I gave in to the local hype not long after Skeeter tried to quell it, arguing that Morrison might be the ultimate depth guy. This was Morrison's argument as well. But wing depth is not something we were lacking either. Jannik Hansen and Jeff Tambellini are already going to be fighting one another to be the official utility winger. They're just as fleet of foot as Morrison, capable of offense, much more likely to throw a body-check, and already under contract. They showed they could play, and Morrison was superfluous there too.
One could argue that, if you play well enough, the team makes room for you. This is true, but Morrison didn't play well enough. He had one great game, one good game, and the others were forgettable. And yet, despite the reality (which I suspect most of us saw and ignored) that Brendan Morrison didn't deserve a contract here, the city of Vancouver was up in arms this weekend when he didn't get one. The Canucks message board exploded with doom-and-gloom posts so dumb I can't quote most of them without dulling my wit to comprehend them. If you're feeling brave, there's a lot of fun stuff in here. Even the media couldn't help but frown and bluster: "With Morrison out, looks again like Canucks have 4th line that wont score. Vigneault will love it. Then playoffs. Madden was CHI 4th line C," Iain MacIntyre tweeted dourly. Everyone was pissed. I had a slough of Vancouver fans tell me that the Canucks were stupid not to sign him, but they were speaking from their hearts, not from their heads.

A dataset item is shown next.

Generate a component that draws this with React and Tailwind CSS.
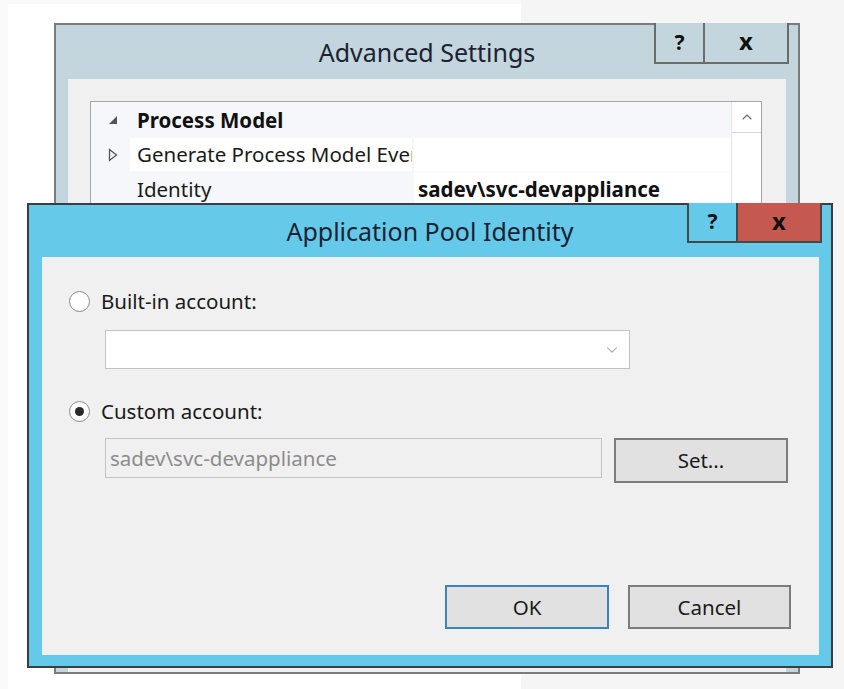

Ian Walker summed it up nicely:
The 35-year-old former Canuck wasn't expected be out of work long, and I for one am glad it happened sooner than later. The dude is a class act all the way and it was hard not to feel for the guy throughout training camp. Here he was trying to extend his career while his wife was at home, schooling his three young children out of the family's rented two-bedroom townhouse. Now I know I'm going to get skewered for saying that as a lot of people wish they had Morrison's problems. But those people are missing the point. As anyone with a family can attest, you want the best for them. And when they're missing out on things because your job is up in the air, well, I'm just saying I'm sympathetic to the cause.
Despite our best efforts to pretend he did, Morrison didn't fit here. We just refused to face it because we liked him so much. B-Mo? He was that friend from back in the day who needed a place to stay. We didn't have a room for him, but we felt so bad for him we almost let him crash on the couch. Yes. Brendan Morrison was Dupree, and we narrowly lost sight of ourselves with him around.
Folks, let us finally let Brendan Morrison go. Be glad he's moved on to Calgary because, just like when an old college buddy visits from out of town, we all got a little silly with him around.